## Given problem:
Copy all the data exactly, except the pictures.

········

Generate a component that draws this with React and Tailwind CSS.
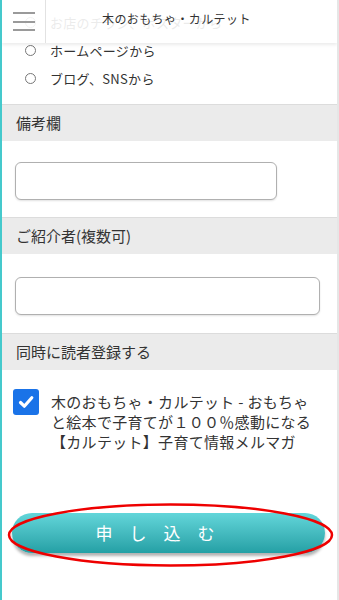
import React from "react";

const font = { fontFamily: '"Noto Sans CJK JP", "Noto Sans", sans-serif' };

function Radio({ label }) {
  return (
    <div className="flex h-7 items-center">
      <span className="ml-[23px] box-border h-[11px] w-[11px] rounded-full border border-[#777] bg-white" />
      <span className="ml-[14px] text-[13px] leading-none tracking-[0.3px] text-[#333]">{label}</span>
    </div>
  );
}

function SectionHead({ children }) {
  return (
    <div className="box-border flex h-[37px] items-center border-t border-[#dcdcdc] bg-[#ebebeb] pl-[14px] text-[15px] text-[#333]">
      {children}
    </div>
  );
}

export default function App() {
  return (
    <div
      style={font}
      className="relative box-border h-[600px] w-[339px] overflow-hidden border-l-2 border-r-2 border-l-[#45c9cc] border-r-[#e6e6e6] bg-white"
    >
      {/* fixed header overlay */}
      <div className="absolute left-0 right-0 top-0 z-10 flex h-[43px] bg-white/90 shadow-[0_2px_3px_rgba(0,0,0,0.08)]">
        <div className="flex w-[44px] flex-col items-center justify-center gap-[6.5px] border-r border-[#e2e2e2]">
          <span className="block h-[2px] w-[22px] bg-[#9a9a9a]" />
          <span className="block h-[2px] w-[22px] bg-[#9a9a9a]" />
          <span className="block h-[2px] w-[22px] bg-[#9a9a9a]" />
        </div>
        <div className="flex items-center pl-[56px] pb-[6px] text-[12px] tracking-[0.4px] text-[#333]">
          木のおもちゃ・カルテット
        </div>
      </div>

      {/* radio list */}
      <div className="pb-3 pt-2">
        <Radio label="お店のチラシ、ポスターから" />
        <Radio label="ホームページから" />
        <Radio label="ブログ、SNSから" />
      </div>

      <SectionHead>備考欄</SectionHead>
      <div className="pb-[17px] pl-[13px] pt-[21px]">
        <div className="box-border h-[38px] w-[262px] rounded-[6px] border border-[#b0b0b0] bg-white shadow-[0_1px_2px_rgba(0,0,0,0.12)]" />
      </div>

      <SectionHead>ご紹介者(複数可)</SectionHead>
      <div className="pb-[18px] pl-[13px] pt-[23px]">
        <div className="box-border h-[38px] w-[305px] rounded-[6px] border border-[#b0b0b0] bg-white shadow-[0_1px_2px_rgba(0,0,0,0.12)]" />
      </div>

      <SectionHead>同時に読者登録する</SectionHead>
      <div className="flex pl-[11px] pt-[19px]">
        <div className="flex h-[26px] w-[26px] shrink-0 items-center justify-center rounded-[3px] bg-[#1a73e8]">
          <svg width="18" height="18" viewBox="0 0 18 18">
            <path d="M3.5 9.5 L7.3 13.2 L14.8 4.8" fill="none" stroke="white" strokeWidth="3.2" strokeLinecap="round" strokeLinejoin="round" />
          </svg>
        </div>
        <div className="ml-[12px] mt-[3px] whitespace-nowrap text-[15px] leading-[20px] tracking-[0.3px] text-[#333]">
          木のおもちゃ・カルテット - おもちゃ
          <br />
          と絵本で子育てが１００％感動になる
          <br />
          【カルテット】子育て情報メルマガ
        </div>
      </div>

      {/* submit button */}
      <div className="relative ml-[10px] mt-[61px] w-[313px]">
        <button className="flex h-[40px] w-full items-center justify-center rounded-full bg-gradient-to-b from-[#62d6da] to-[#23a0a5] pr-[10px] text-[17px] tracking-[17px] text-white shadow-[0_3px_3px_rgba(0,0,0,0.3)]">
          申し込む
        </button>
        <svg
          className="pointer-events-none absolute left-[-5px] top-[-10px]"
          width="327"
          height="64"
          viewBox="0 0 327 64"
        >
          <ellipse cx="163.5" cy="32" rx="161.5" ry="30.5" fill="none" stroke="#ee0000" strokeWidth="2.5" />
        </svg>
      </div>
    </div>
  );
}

········

## Exercise answer:
Generate a component that draws this with React and Tailwind CSS.
import React from "react";

const font = { fontFamily: '"Noto Sans CJK JP", "Noto Sans", sans-serif' };

function Radio({ label }) {
  return (
    <div className="flex h-7 items-center">
      <span className="ml-[23px] box-border h-[11px] w-[11px] rounded-full border border-[#777] bg-white" />
      <span className="ml-[14px] text-[13px] leading-none tracking-[0.3px] text-[#333]">{label}</span>
    </div>
  );
}

function SectionHead({ children }) {
  return (
    <div className="box-border flex h-[37px] items-center border-t border-[#dcdcdc] bg-[#ebebeb] pl-[14px] text-[15px] text-[#333]">
      {children}
    </div>
  );
}

export default function App() {
  return (
    <div
      style={font}
      className="relative box-border h-[600px] w-[339px] overflow-hidden border-l-2 border-r-2 border-l-[#45c9cc] border-r-[#e6e6e6] bg-white"
    >
      {/* fixed header overlay */}
      <div className="absolute left-0 right-0 top-0 z-10 flex h-[43px] bg-white/90 shadow-[0_2px_3px_rgba(0,0,0,0.08)]">
        <div className="flex w-[44px] flex-col items-center justify-center gap-[6.5px] border-r border-[#e2e2e2]">
          <span className="block h-[2px] w-[22px] bg-[#9a9a9a]" />
          <span className="block h-[2px] w-[22px] bg-[#9a9a9a]" />
          <span className="block h-[2px] w-[22px] bg-[#9a9a9a]" />
        </div>
        <div className="flex items-center pl-[56px] pb-[6px] text-[12px] tracking-[0.4px] text-[#333]">
          木のおもちゃ・カルテット
        </div>
      </div>

      {/* radio list */}
      <div className="pb-3 pt-2">
        <Radio label="お店のチラシ、ポスターから" />
        <Radio label="ホームページから" />
        <Radio label="ブログ、SNSから" />
      </div>

      <SectionHead>備考欄</SectionHead>
      <div className="pb-[17px] pl-[13px] pt-[21px]">
        <div className="box-border h-[38px] w-[262px] rounded-[6px] border border-[#b0b0b0] bg-white shadow-[0_1px_2px_rgba(0,0,0,0.12)]" />
      </div>

      <SectionHead>ご紹介者(複数可)</SectionHead>
      <div className="pb-[18px] pl-[13px] pt-[23px]">
        <div className="box-border h-[38px] w-[305px] rounded-[6px] border border-[#b0b0b0] bg-white shadow-[0_1px_2px_rgba(0,0,0,0.12)]" />
      </div>

      <SectionHead>同時に読者登録する</SectionHead>
      <div className="flex pl-[11px] pt-[19px]">
        <div className="flex h-[26px] w-[26px] shrink-0 items-center justify-center rounded-[3px] bg-[#1a73e8]">
          <svg width="18" height="18" viewBox="0 0 18 18">
            <path d="M3.5 9.5 L7.3 13.2 L14.8 4.8" fill="none" stroke="white" strokeWidth="3.2" strokeLinecap="round" strokeLinejoin="round" />
          </svg>
        </div>
        <div className="ml-[12px] mt-[3px] whitespace-nowrap text-[15px] leading-[20px] tracking-[0.3px] text-[#333]">
          木のおもちゃ・カルテット - おもちゃ
          <br />
          と絵本で子育てが１００％感動になる
          <br />
          【カルテット】子育て情報メルマガ
        </div>
      </div>

      {/* submit button */}
      <div className="relative ml-[10px] mt-[61px] w-[313px]">
        <button className="flex h-[40px] w-full items-center justify-center rounded-full bg-gradient-to-b from-[#62d6da] to-[#23a0a5] pr-[10px] text-[17px] tracking-[17px] text-white shadow-[0_3px_3px_rgba(0,0,0,0.3)]">
          申し込む
        </button>
        <svg
          className="pointer-events-none absolute left-[-5px] top-[-10px]"
          width="327"
          height="64"
          viewBox="0 0 327 64"
        >
          <ellipse cx="163.5" cy="32" rx="161.5" ry="30.5" fill="none" stroke="#ee0000" strokeWidth="2.5" />
        </svg>
      </div>
    </div>
  );
}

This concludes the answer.